A flume-spout is configured using event emitters, which define how to convert the Flume2Storm events into Storm tuples and how to emit them down the topology.

When opening, the flume-spout starts the location service and registers a listener in order to receive service provider addition and removal notifications. When closing, it stops the location service.

While active, the flume-spout waits for new service providers to "appear". When this happens, it creates an event receptor instance using the associated connection parameters and starts the instance. Note that the connection parameters are provided through the location service. The event receptors of a flume-spout receive Flume2Storm events from the event senders and store them temporarily in memory, until the nextTuple() method of the spout is called. When nextTuple() is called, the event receptor uses the configured event emitter(s) to convert the events into tuples and to emit them down the topology.

kryonet-flume2storm

This is an implementation of the connection framework that uses KryoNet. It provides:

  • An implementation of the connection parameters, which contains the attributes for the event receptor to connect: address, port, KryoNet buffer sizes.
  • An implementation of the service provider, which basically wraps around the connection parameters. Note that the serialization class for the service provider converts to and from String (which makes it convenient to read when accessing the ZooKeeper data).
  • An implementation of the event receptor, which contains a KryoNet client. Once started, it maintains the connection to the event sender. If the connection is broken, it tries to reconnect, using a configuration reconnection delay, until it is stopped.
  • An implementation of the event sender, which contains a KryoNet server. It currently uses only one strategy to dispatch the events to the event receptors: for each new event to send, pick the next client in a round-robin fashion and try to send the event. If it succeeds, move on to the next event. If not, try the next client. Once a message has failed to be sent for a configurable amount of retries, it marks the event as failed and moves on to the next event.

static-location-service

This is an implementation of the location service that does not use ZooKeeper, but instead relies on configuration files. In order to use it, a ServiceProviderConfigurationLoader implementation is required, which creates and configures the service providers from the configuration. Upon creation of the static-location-service, the configuration file is read and the list of service providers generated. After that, calls to register or unregister will not do anything.

dynamic-location-service

This is an implementation of the location service that uses ZooKeeper, especially using the "group membership" pattern. When starting the dynamic-location-service, it connects to the configured ZooKeeper quorum and starts receiving notifications for newly registered or unregistered service providers. While started, the dynamic-location-service tries to maintain the connection to the ZooKeeper quorum. If broken, it makes a best effort to reconnect using the same session. Calls to register() registers a new service provider and all the connected instances of the ServiceListener receive a notification of the newly registered service provider. Note that a disconnection from ZooKeeper will not trigger unregistration notifications.

Internal Components

The Flume2Storm connector contains other components for internal use by the previously detailed modules:

  • utility: Library for common utilities and tools for the Flume2Storm connector. Amongst others, it contains a CircularList implementation, and a TCPForwarder that is useful for test purposes.

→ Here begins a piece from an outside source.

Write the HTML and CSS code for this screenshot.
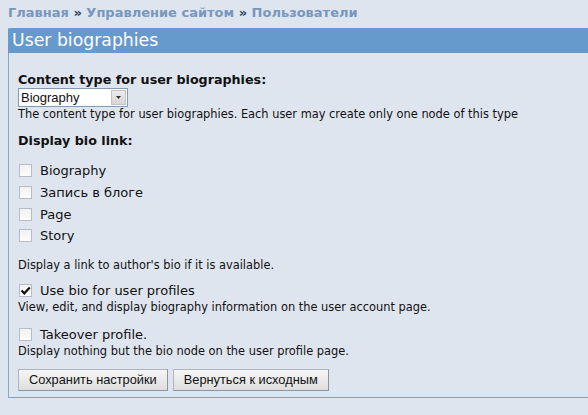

  • kryo-utils: Utility classes related to the usage of Kryo. This library contains a serializer/deserializer for Flume2Storm events, and it is used by the flume-spout as well as the kryonet-flume2storm modules.

  • test-impl: This library contains a simple implementation of the Flume2Storm connector for test and demonstration purposes. All the components of both the location service and connection framework are available. This library is used by the other projects when an implementation of the API is required by the unit tests.

  • integration-tests: Integration tests that put all the components together. It contains a unit test that tests the storm-sink and the flume-spout using all the possible combinations of implementation of the location service and the connection framework. It also contains an example Storm topology in order to validate the Flume2Storm connector using external Storm and Flume clusters.

General workflow

  1. As a service provider, the storm-sink registers its connection parameters to the location service. The location service adds the storm-sink to the service provider list.
  2. The flume-spout connects to the location service and requests the list of service providers. The location service sends the service provider list to the flume-spout. Note that notifications events from the location service can be received in order to listen for addition or removal of service providers.
  3. The flume-spout uses the service provider list information to connect to the storm-sink.
  4. The storm-sink retrieves the events from the Channel, converts them into Flume2Storm events, and finally sends then to the flume-spout.